President Florvil Hyppolite.
Hector Hyppolite is widely considered to be one of the best artists that Haiti has produced. Discovered by American painter and teacher Dewitt Peters based on the quality of the drawings that an untrained Hyppolite had made on a wall the in 1940’s, Hyppolite’s art came to be written about by surrealist writer and critic Andre Breton.
Hector Hyppolite was not only a painter; he was also a Houngan, or a Vodou priest. He painted many vodou scenes, choosing spirits as his subjects. The Houngan has a place in Haiti that no one else has: he is often visited and confided to by politicians to help that politician win the favor of a Vodou spirit, especially in dire times. The Houngan is aware of what this politician must do for this spirit and what happens if this politician does not do what the spirit asks for.
Hector Hyppolite’s being both a Houngan and painter has produced an invaluable painting: that of President Florvil Hyppolite, who died in 1896, before Hector Hyppolite started to paint. Almost every single Haitian can sing along to Panama’m Tombe, a song made out of the fact that Florvil Hyppolite died of a heart attack on a horse on route to put down a rebellion, his Panama hat falling to the ground. Hyppolite came to power as a General through a revolution and ruled as a strong man. In Haitian Vodou, there is now an Ogou Panama, Haitian Vodou Ogous being descendants of the West African Ogo, patrons of iron, war, and of soldiers. This Ogou was born out of the observation that Hyppolite abused his power and was killed because of his abuse (in Vodou terms he served Ogou and because of his abuse of his power was possessed by this Ogou until death.) In other words, the Ogou Panama is, according to Vodou, the Ogou that is responsible for Hyppolite’s death.
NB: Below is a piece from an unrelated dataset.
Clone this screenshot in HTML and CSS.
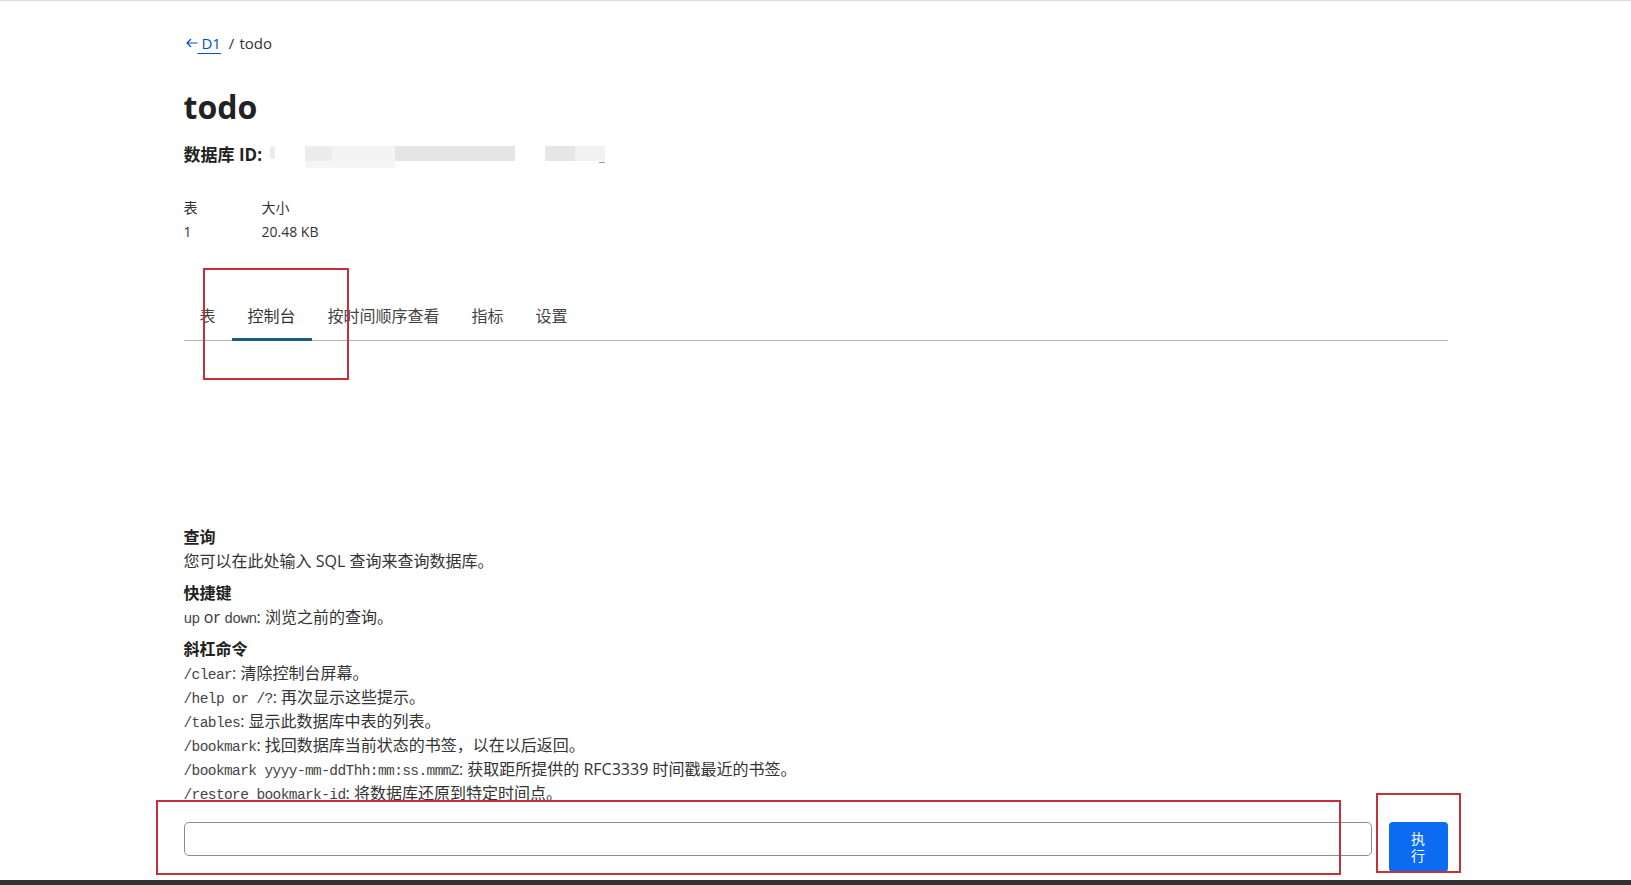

In his painting, Hector Hyppolite decorates his portrait of Florvil Hyppolite with flowers, each colorful and beautiful, signs of prosperity. Hyppolite is stern faced and dressed presidentially. Hyppolite’s eyes, however, seem concerned. He seems to feel that something is wrong, despite being powerful. Hector Hyppolite paints us a story that has become a folktale, a myth, without much detail, telling the entirety of the Hyppolite tale in the contrast between Hyppolite’s eyes and the remainder of the painting. As a houngan, Hyppolite had access to civil and political society like no other and he, more than anyone, could know what the concern of a business person or political personage in need of a favor from a Vodou spirit through a Houngan looks like. Perhaps it is this knowledge that informs this painting, esoteric at its essence because few people in this world are given access to human beings like a Houngan.